Water fern is a small free-floating water plant that forms dense mats. It was introduced for ornamental use in ponds and aquaria but its introduction into the wild has meant it has spread rapidly throughout England in the last 50 years.

What's the problem?

It spreads mainly vegetatively, which makes it difficult to eradicate as it only takes a small section to float downstream to start a new colony, but it can also spread by producing minute spores. It out-competes native species by forming a dense covering on the surface of the water. This blocks out light and can also deoxygenate the water. The dense mats can also appear to be a solid surface so animals and humans can fall into the water.This species is listed on Schedule 9 of the Wildlife and Countryside Act in England and Wales therefore, it is also an offence to plant or otherwise cause to grow these species in the wild and after April 2014 this species will no longer legally be for sale in England and Wales.

Removing water fern

The easiest way to ensure you get all of the plant matter out of your pond is to scoop it up with a net.
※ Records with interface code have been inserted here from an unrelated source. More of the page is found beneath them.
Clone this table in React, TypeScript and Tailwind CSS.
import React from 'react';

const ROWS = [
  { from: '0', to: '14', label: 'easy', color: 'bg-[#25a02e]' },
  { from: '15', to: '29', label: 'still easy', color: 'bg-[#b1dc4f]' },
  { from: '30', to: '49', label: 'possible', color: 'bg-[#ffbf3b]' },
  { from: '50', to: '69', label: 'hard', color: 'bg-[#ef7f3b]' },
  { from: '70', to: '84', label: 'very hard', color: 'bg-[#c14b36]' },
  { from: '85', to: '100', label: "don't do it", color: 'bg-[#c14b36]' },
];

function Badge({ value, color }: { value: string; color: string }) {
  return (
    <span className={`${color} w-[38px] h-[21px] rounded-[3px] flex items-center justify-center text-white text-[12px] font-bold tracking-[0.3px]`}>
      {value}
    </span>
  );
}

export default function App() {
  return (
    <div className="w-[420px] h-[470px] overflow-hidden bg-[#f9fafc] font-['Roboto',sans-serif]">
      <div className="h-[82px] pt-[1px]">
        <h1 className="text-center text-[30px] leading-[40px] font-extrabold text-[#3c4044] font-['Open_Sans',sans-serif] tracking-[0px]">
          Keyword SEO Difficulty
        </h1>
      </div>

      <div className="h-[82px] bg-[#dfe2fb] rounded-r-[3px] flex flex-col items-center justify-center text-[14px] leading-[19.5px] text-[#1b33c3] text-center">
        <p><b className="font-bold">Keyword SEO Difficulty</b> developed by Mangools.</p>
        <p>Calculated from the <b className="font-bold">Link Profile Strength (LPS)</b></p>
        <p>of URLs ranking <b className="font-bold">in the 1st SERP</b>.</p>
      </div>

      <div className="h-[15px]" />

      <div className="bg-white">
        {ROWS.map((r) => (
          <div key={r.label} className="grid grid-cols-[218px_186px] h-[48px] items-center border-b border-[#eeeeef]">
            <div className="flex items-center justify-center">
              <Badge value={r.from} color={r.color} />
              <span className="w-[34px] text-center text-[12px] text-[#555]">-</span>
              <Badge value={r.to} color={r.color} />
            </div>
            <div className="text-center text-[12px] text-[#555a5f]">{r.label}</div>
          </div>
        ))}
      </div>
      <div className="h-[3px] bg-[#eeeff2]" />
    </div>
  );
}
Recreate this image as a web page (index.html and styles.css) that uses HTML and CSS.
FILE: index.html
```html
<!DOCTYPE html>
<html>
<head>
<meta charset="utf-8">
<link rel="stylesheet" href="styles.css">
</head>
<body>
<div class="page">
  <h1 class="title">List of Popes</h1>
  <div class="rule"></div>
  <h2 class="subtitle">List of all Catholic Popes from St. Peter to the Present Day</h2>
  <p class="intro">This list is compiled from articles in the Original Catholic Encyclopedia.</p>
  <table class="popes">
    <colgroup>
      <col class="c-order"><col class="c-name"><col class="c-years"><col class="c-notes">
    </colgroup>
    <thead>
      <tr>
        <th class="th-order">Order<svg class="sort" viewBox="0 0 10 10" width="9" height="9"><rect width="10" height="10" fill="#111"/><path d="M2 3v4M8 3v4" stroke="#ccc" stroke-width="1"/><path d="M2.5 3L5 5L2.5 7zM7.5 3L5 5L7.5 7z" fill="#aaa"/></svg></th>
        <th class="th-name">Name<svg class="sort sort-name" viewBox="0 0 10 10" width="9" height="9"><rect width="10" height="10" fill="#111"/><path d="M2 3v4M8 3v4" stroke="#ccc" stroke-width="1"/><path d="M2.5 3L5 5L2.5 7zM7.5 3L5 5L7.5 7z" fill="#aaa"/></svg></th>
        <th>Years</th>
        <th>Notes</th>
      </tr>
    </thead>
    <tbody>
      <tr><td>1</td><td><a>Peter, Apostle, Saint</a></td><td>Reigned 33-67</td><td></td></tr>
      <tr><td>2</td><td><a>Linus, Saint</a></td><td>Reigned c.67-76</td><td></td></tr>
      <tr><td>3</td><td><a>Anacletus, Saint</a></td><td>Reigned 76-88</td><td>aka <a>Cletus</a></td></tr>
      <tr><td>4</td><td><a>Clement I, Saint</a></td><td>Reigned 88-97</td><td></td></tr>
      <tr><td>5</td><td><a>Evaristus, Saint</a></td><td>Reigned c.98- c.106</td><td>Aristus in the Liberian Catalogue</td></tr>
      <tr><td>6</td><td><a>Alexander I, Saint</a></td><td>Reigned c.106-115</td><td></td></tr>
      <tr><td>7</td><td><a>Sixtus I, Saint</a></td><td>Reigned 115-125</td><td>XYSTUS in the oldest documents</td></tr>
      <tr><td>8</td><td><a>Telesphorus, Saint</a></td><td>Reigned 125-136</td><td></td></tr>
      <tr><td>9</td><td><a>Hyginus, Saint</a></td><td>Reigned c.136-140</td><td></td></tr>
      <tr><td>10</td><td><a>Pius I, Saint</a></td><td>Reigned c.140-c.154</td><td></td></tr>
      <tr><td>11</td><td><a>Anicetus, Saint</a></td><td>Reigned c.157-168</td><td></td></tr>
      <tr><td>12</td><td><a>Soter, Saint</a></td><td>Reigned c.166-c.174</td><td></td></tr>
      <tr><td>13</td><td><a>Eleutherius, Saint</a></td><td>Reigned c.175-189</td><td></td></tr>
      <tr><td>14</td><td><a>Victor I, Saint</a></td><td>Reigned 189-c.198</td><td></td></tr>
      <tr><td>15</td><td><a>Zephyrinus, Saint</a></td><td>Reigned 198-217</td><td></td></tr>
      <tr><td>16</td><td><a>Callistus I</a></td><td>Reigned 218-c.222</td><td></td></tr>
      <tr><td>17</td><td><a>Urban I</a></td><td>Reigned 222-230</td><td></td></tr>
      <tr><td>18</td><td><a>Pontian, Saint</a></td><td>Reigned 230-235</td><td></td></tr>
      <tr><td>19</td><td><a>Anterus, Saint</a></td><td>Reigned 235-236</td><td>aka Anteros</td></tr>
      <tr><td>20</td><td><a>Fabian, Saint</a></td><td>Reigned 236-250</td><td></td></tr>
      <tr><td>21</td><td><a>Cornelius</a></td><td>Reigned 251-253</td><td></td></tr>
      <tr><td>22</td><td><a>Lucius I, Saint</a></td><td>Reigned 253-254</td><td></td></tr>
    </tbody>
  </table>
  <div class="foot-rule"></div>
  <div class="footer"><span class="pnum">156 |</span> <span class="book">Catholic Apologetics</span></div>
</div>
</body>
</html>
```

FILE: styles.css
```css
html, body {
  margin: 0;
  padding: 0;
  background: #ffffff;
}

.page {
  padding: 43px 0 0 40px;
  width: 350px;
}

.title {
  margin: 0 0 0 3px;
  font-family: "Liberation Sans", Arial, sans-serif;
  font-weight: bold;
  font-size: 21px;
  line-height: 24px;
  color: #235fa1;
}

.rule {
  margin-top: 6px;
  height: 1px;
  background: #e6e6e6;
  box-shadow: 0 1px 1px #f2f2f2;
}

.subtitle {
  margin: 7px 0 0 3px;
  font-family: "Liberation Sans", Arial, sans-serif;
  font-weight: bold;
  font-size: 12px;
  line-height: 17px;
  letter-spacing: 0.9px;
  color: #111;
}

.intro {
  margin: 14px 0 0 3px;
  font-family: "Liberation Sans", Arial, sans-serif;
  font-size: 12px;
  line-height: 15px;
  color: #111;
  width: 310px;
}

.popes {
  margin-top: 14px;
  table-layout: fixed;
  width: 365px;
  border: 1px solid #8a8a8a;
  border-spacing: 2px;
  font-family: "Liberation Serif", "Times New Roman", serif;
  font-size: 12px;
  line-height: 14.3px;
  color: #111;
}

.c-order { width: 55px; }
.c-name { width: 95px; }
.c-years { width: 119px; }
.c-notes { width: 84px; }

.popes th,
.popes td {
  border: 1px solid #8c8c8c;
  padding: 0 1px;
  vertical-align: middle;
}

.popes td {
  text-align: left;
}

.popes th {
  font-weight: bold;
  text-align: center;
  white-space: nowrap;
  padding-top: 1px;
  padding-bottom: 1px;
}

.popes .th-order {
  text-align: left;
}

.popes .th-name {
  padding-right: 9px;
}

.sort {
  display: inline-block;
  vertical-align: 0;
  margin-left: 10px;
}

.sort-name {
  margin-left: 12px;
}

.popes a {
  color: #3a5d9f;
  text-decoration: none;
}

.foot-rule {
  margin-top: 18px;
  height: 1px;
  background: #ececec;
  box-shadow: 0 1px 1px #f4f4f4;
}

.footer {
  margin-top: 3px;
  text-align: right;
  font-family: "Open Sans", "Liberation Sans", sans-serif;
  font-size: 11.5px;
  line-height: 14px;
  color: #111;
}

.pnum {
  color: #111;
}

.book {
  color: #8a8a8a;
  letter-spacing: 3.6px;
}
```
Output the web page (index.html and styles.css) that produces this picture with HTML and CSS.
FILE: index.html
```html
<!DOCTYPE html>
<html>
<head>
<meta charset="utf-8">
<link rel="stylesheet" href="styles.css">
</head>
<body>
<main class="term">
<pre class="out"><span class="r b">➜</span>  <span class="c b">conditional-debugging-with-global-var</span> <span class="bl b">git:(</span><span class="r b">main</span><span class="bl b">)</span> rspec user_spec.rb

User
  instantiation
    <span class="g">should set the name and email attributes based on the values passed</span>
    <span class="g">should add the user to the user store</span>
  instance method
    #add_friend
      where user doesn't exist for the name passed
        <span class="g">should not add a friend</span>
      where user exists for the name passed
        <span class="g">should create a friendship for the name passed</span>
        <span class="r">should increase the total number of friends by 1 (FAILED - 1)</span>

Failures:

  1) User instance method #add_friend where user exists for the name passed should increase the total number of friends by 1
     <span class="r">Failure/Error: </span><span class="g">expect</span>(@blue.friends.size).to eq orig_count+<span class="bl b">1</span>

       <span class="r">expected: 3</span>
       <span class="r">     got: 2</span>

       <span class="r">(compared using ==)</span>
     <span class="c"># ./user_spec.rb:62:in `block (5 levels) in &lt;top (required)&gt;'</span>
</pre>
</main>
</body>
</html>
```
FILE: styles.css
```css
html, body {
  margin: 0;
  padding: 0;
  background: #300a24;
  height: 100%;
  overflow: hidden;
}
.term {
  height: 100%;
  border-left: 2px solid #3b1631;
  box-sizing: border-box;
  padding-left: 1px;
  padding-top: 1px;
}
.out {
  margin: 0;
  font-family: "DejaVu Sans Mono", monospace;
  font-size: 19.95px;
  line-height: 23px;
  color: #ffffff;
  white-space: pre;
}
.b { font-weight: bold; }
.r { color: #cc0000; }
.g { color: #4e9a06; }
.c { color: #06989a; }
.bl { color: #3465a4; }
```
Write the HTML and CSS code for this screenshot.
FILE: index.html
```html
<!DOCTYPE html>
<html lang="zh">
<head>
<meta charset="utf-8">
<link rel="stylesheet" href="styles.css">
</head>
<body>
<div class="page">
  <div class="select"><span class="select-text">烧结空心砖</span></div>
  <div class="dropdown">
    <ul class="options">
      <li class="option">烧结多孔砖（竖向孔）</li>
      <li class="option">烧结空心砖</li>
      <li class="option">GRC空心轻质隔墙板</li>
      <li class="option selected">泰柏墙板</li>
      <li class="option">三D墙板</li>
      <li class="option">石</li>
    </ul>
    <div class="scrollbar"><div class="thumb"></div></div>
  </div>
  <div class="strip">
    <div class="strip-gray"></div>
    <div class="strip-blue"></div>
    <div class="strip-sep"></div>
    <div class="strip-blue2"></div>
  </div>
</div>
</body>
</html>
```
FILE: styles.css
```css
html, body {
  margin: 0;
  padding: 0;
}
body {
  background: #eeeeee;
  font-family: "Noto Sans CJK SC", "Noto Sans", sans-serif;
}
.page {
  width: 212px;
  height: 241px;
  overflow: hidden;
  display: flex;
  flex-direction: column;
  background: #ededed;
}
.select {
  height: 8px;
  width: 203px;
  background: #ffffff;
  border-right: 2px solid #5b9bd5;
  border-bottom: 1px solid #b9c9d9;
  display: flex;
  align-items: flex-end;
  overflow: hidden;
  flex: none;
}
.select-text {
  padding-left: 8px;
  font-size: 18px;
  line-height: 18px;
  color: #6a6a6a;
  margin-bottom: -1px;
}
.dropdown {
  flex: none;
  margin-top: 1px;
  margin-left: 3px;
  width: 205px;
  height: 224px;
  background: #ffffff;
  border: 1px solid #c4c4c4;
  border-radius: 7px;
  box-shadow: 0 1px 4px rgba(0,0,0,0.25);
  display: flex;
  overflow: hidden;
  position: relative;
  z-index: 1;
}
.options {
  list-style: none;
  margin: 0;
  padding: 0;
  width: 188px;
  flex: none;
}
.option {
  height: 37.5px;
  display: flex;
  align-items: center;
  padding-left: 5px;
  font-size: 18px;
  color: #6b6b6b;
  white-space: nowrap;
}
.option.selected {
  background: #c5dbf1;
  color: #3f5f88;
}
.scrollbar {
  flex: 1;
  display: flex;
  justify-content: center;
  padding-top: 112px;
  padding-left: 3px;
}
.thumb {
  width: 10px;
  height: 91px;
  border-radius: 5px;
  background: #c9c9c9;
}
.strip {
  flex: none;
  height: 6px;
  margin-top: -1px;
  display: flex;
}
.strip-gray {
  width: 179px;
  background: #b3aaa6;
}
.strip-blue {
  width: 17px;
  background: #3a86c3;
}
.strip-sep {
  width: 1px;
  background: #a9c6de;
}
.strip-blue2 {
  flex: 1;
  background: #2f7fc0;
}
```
You can use a hose to force Water Fern to side of your pond, which should make it easier to scoop up. The RHS suggest that fountains may help to reduce infestations by disturbing the water surface. In larger ponds and lakes, a floating boom can be used to sweep the water surface. Complete control is very difficult and so repeated clearance will be necessary. It is important to attempt control before the spores are released (at the beginning of winter, or once dense mats have formed). If spores have already been released then be extra vigilant the following year to catch reinfestation early.